--- START GIVEN DATA ---
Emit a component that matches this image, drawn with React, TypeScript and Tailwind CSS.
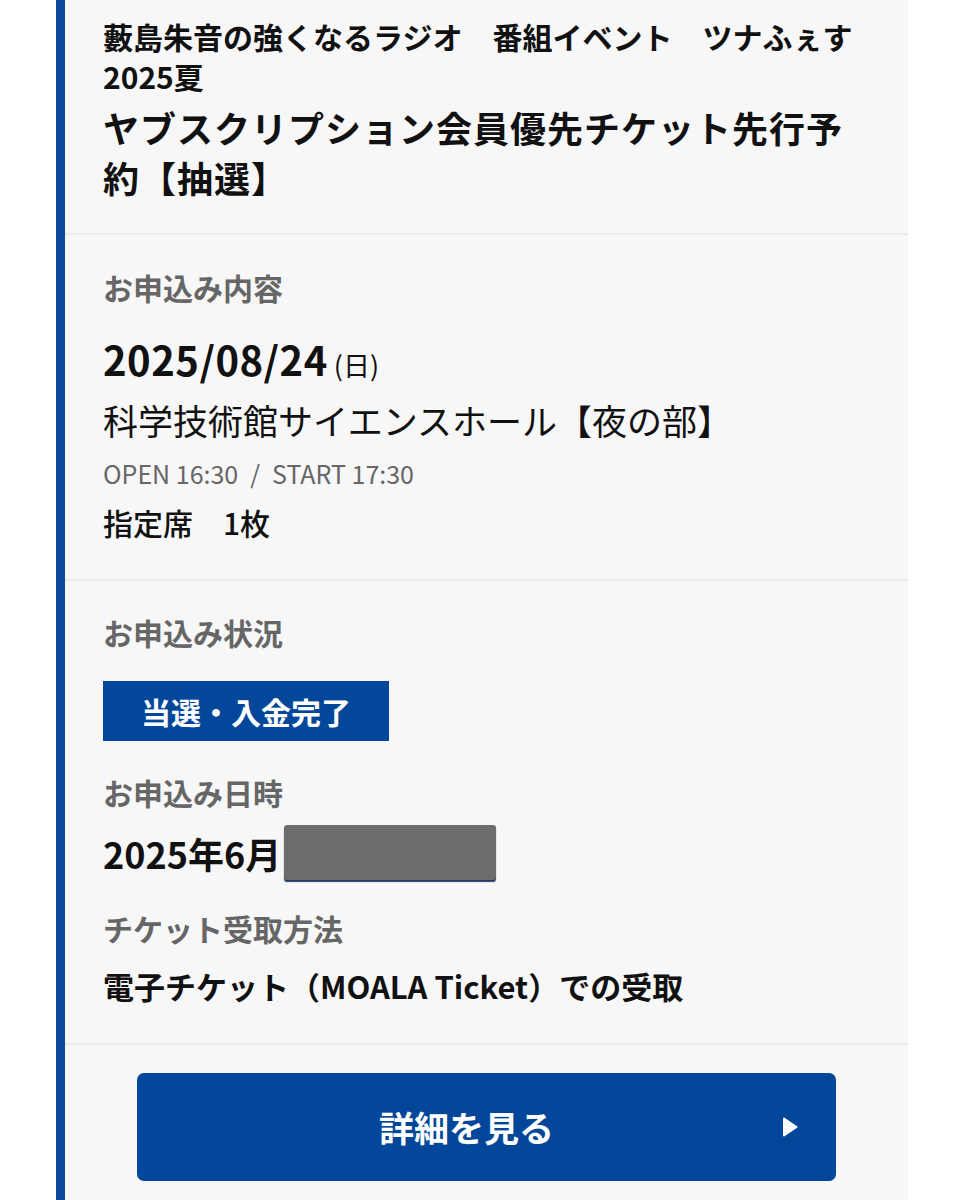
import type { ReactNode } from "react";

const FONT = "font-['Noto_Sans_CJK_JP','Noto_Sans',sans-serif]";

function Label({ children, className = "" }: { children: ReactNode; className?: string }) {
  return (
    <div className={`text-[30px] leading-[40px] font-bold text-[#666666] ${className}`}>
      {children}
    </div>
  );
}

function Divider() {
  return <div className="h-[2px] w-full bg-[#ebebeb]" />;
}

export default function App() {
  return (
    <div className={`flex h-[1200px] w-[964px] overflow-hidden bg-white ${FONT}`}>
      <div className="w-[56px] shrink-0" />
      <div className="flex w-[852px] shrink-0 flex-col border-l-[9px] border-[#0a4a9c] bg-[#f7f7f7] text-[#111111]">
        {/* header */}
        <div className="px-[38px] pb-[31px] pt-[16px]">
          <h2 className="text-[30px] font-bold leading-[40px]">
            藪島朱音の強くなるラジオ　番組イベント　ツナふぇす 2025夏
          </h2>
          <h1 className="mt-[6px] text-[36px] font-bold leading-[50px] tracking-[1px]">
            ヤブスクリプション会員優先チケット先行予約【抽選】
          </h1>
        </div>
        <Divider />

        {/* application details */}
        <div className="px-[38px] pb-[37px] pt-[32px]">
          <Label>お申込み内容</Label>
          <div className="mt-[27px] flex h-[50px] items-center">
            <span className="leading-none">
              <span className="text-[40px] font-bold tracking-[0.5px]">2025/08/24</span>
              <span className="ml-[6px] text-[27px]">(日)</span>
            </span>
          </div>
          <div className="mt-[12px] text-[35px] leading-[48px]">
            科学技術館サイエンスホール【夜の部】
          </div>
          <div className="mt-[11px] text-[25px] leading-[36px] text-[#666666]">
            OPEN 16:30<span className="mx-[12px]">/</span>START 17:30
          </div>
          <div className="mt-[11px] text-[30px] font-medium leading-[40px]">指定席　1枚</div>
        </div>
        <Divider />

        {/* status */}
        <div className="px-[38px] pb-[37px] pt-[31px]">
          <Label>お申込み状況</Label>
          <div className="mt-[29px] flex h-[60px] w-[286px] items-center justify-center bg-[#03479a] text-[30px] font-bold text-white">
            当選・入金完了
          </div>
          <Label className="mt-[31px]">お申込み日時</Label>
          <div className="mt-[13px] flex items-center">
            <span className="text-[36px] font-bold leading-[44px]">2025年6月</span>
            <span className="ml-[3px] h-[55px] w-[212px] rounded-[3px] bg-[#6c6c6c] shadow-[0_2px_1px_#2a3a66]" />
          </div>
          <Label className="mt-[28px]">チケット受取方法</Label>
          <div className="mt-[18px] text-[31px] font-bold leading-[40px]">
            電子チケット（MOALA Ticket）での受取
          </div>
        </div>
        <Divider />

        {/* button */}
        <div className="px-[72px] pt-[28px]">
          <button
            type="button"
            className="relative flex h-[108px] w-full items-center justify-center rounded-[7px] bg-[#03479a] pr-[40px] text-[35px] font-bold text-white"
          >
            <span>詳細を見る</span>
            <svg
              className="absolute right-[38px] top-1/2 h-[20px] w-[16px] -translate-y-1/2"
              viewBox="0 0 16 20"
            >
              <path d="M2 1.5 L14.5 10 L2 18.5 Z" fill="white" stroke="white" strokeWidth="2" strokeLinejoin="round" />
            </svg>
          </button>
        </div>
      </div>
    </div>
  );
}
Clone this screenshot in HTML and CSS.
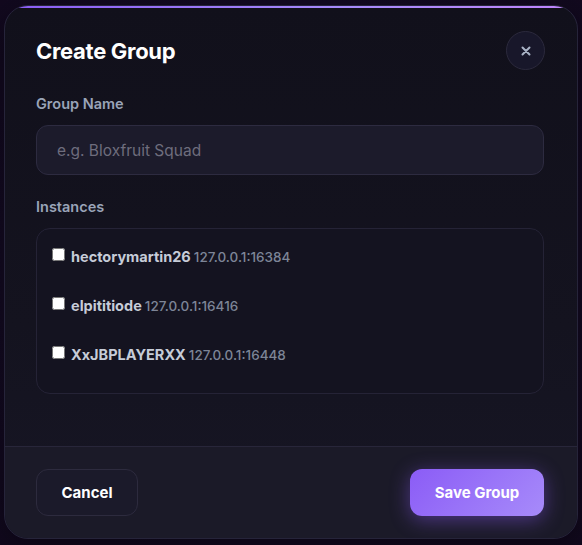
--- END GIVEN DATA ---
WHAT TO PRODUCE: Each record should be quoted exactly, with the images omitted.

WORKED ANSWER:
Emit a component that matches this image, drawn with React, TypeScript and Tailwind CSS.
import type { ReactNode } from "react";

const FONT = "font-['Noto_Sans_CJK_JP','Noto_Sans',sans-serif]";

function Label({ children, className = "" }: { children: ReactNode; className?: string }) {
  return (
    <div className={`text-[30px] leading-[40px] font-bold text-[#666666] ${className}`}>
      {children}
    </div>
  );
}

function Divider() {
  return <div className="h-[2px] w-full bg-[#ebebeb]" />;
}

export default function App() {
  return (
    <div className={`flex h-[1200px] w-[964px] overflow-hidden bg-white ${FONT}`}>
      <div className="w-[56px] shrink-0" />
      <div className="flex w-[852px] shrink-0 flex-col border-l-[9px] border-[#0a4a9c] bg-[#f7f7f7] text-[#111111]">
        {/* header */}
        <div className="px-[38px] pb-[31px] pt-[16px]">
          <h2 className="text-[30px] font-bold leading-[40px]">
            藪島朱音の強くなるラジオ　番組イベント　ツナふぇす 2025夏
          </h2>
          <h1 className="mt-[6px] text-[36px] font-bold leading-[50px] tracking-[1px]">
            ヤブスクリプション会員優先チケット先行予約【抽選】
          </h1>
        </div>
        <Divider />

        {/* application details */}
        <div className="px-[38px] pb-[37px] pt-[32px]">
          <Label>お申込み内容</Label>
          <div className="mt-[27px] flex h-[50px] items-center">
            <span className="leading-none">
              <span className="text-[40px] font-bold tracking-[0.5px]">2025/08/24</span>
              <span className="ml-[6px] text-[27px]">(日)</span>
            </span>
          </div>
          <div className="mt-[12px] text-[35px] leading-[48px]">
            科学技術館サイエンスホール【夜の部】
          </div>
          <div className="mt-[11px] text-[25px] leading-[36px] text-[#666666]">
            OPEN 16:30<span className="mx-[12px]">/</span>START 17:30
          </div>
          <div className="mt-[11px] text-[30px] font-medium leading-[40px]">指定席　1枚</div>
        </div>
        <Divider />

        {/* status */}
        <div className="px-[38px] pb-[37px] pt-[31px]">
          <Label>お申込み状況</Label>
          <div className="mt-[29px] flex h-[60px] w-[286px] items-center justify-center bg-[#03479a] text-[30px] font-bold text-white">
            当選・入金完了
          </div>
          <Label className="mt-[31px]">お申込み日時</Label>
          <div className="mt-[13px] flex items-center">
            <span className="text-[36px] font-bold leading-[44px]">2025年6月</span>
            <span className="ml-[3px] h-[55px] w-[212px] rounded-[3px] bg-[#6c6c6c] shadow-[0_2px_1px_#2a3a66]" />
          </div>
          <Label className="mt-[28px]">チケット受取方法</Label>
          <div className="mt-[18px] text-[31px] font-bold leading-[40px]">
            電子チケット（MOALA Ticket）での受取
          </div>
        </div>
        <Divider />

        {/* button */}
        <div className="px-[72px] pt-[28px]">
          <button
            type="button"
            className="relative flex h-[108px] w-full items-center justify-center rounded-[7px] bg-[#03479a] pr-[40px] text-[35px] font-bold text-white"
          >
            <span>詳細を見る</span>
            <svg
              className="absolute right-[38px] top-1/2 h-[20px] w-[16px] -translate-y-1/2"
              viewBox="0 0 16 20"
            >
              <path d="M2 1.5 L14.5 10 L2 18.5 Z" fill="white" stroke="white" strokeWidth="2" strokeLinejoin="round" />
            </svg>
          </button>
        </div>
      </div>
    </div>
  );
}
Clone this screenshot in HTML and CSS.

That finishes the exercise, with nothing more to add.